### Source material

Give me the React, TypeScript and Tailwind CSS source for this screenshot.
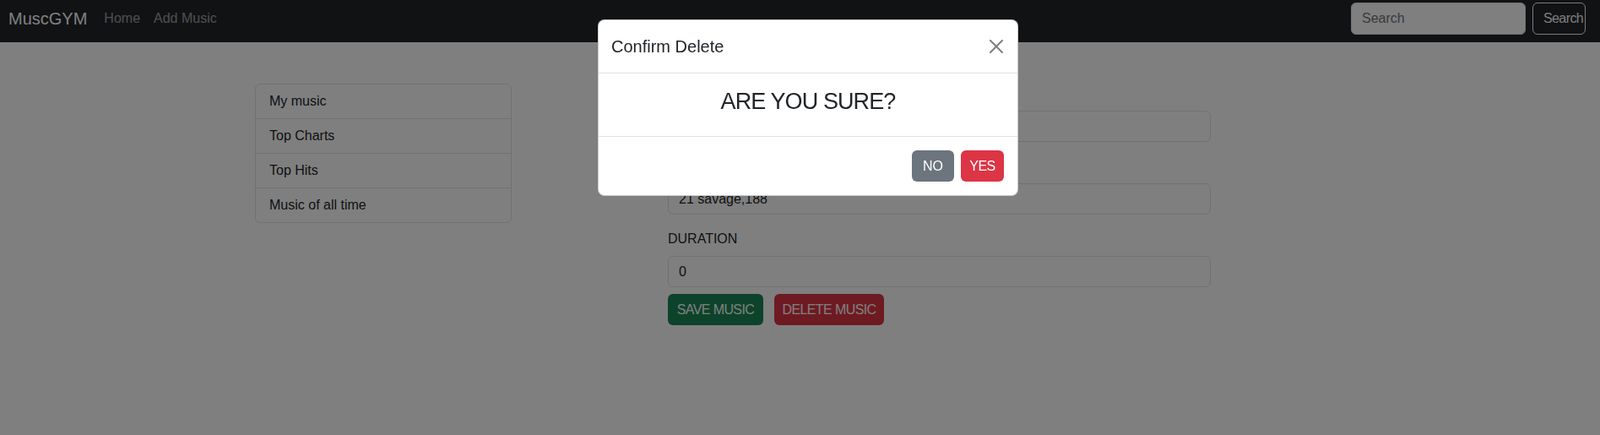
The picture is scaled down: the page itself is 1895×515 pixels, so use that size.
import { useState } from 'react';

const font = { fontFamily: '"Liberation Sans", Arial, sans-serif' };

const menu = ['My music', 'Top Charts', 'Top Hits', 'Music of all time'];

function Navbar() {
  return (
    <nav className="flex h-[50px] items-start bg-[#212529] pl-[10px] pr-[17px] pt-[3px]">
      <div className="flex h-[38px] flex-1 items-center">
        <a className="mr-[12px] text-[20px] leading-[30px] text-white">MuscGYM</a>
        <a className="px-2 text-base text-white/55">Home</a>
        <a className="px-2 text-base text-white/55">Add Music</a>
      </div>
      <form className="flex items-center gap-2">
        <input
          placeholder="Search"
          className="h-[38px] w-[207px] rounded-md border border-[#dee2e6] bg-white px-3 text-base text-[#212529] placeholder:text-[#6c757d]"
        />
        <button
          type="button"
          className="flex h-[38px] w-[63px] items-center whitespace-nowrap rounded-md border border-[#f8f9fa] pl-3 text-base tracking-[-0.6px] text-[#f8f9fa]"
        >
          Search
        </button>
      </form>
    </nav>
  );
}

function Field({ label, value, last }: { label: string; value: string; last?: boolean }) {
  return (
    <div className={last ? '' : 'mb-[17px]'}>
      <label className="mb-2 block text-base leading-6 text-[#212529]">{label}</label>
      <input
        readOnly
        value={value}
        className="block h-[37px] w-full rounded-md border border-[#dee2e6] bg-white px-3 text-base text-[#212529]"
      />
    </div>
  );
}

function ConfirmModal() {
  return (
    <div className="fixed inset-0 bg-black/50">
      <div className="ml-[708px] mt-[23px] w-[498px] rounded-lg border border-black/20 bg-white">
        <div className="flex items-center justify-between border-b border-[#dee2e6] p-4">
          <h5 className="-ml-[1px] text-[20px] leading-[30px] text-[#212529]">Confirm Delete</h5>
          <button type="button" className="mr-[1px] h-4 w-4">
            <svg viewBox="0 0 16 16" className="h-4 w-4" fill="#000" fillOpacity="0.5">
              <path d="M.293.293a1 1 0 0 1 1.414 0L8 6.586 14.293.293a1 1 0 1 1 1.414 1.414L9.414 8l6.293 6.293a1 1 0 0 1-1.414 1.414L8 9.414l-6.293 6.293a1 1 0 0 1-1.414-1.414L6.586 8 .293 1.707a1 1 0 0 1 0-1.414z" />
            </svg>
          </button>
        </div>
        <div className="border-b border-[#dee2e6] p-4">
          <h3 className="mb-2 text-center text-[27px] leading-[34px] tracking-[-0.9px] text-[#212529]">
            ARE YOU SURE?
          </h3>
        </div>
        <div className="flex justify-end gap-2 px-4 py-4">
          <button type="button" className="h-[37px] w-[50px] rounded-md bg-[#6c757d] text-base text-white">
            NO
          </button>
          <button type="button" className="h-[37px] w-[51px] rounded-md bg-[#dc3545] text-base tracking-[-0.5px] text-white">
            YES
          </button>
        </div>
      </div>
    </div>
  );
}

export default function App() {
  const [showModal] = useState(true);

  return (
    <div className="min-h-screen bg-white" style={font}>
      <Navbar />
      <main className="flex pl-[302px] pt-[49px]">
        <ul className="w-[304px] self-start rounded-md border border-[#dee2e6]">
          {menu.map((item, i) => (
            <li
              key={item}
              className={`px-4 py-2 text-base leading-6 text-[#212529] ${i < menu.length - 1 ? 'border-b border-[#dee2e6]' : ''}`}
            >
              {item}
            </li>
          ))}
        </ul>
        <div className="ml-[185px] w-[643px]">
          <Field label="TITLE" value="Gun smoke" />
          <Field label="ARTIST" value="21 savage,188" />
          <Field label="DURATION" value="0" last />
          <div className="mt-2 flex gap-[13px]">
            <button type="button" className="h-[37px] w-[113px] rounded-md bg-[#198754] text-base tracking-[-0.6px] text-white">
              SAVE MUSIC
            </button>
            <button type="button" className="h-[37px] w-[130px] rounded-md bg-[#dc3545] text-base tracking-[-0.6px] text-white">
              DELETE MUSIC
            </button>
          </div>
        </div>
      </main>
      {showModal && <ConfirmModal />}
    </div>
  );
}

######

Exclude the pictures. Write out the remaining data exactly.

Give me the React, TypeScript and Tailwind CSS source for this screenshot.
The picture is scaled down: the page itself is 1895×515 pixels, so use that size.
import { useState } from 'react';

const font = { fontFamily: '"Liberation Sans", Arial, sans-serif' };

const menu = ['My music', 'Top Charts', 'Top Hits', 'Music of all time'];

function Navbar() {
  return (
    <nav className="flex h-[50px] items-start bg-[#212529] pl-[10px] pr-[17px] pt-[3px]">
      <div className="flex h-[38px] flex-1 items-center">
        <a className="mr-[12px] text-[20px] leading-[30px] text-white">MuscGYM</a>
        <a className="px-2 text-base text-white/55">Home</a>
        <a className="px-2 text-base text-white/55">Add Music</a>
      </div>
      <form className="flex items-center gap-2">
        <input
          placeholder="Search"
          className="h-[38px] w-[207px] rounded-md border border-[#dee2e6] bg-white px-3 text-base text-[#212529] placeholder:text-[#6c757d]"
        />
        <button
          type="button"
          className="flex h-[38px] w-[63px] items-center whitespace-nowrap rounded-md border border-[#f8f9fa] pl-3 text-base tracking-[-0.6px] text-[#f8f9fa]"
        >
          Search
        </button>
      </form>
    </nav>
  );
}

function Field({ label, value, last }: { label: string; value: string; last?: boolean }) {
  return (
    <div className={last ? '' : 'mb-[17px]'}>
      <label className="mb-2 block text-base leading-6 text-[#212529]">{label}</label>
      <input
        readOnly
        value={value}
        className="block h-[37px] w-full rounded-md border border-[#dee2e6] bg-white px-3 text-base text-[#212529]"
      />
    </div>
  );
}

function ConfirmModal() {
  return (
    <div className="fixed inset-0 bg-black/50">
      <div className="ml-[708px] mt-[23px] w-[498px] rounded-lg border border-black/20 bg-white">
        <div className="flex items-center justify-between border-b border-[#dee2e6] p-4">
          <h5 className="-ml-[1px] text-[20px] leading-[30px] text-[#212529]">Confirm Delete</h5>
          <button type="button" className="mr-[1px] h-4 w-4">
            <svg viewBox="0 0 16 16" className="h-4 w-4" fill="#000" fillOpacity="0.5">
              <path d="M.293.293a1 1 0 0 1 1.414 0L8 6.586 14.293.293a1 1 0 1 1 1.414 1.414L9.414 8l6.293 6.293a1 1 0 0 1-1.414 1.414L8 9.414l-6.293 6.293a1 1 0 0 1-1.414-1.414L6.586 8 .293 1.707a1 1 0 0 1 0-1.414z" />
            </svg>
          </button>
        </div>
        <div className="border-b border-[#dee2e6] p-4">
          <h3 className="mb-2 text-center text-[27px] leading-[34px] tracking-[-0.9px] text-[#212529]">
            ARE YOU SURE?
          </h3>
        </div>
        <div className="flex justify-end gap-2 px-4 py-4">
          <button type="button" className="h-[37px] w-[50px] rounded-md bg-[#6c757d] text-base text-white">
            NO
          </button>
          <button type="button" className="h-[37px] w-[51px] rounded-md bg-[#dc3545] text-base tracking-[-0.5px] text-white">
            YES
          </button>
        </div>
      </div>
    </div>
  );
}

export default function App() {
  const [showModal] = useState(true);

  return (
    <div className="min-h-screen bg-white" style={font}>
      <Navbar />
      <main className="flex pl-[302px] pt-[49px]">
        <ul className="w-[304px] self-start rounded-md border border-[#dee2e6]">
          {menu.map((item, i) => (
            <li
              key={item}
              className={`px-4 py-2 text-base leading-6 text-[#212529] ${i < menu.length - 1 ? 'border-b border-[#dee2e6]' : ''}`}
            >
              {item}
            </li>
          ))}
        </ul>
        <div className="ml-[185px] w-[643px]">
          <Field label="TITLE" value="Gun smoke" />
          <Field label="ARTIST" value="21 savage,188" />
          <Field label="DURATION" value="0" last />
          <div className="mt-2 flex gap-[13px]">
            <button type="button" className="h-[37px] w-[113px] rounded-md bg-[#198754] text-base tracking-[-0.6px] text-white">
              SAVE MUSIC
            </button>
            <button type="button" className="h-[37px] w-[130px] rounded-md bg-[#dc3545] text-base tracking-[-0.6px] text-white">
              DELETE MUSIC
            </button>
          </div>
        </div>
      </main>
      {showModal && <ConfirmModal />}
    </div>
  );
}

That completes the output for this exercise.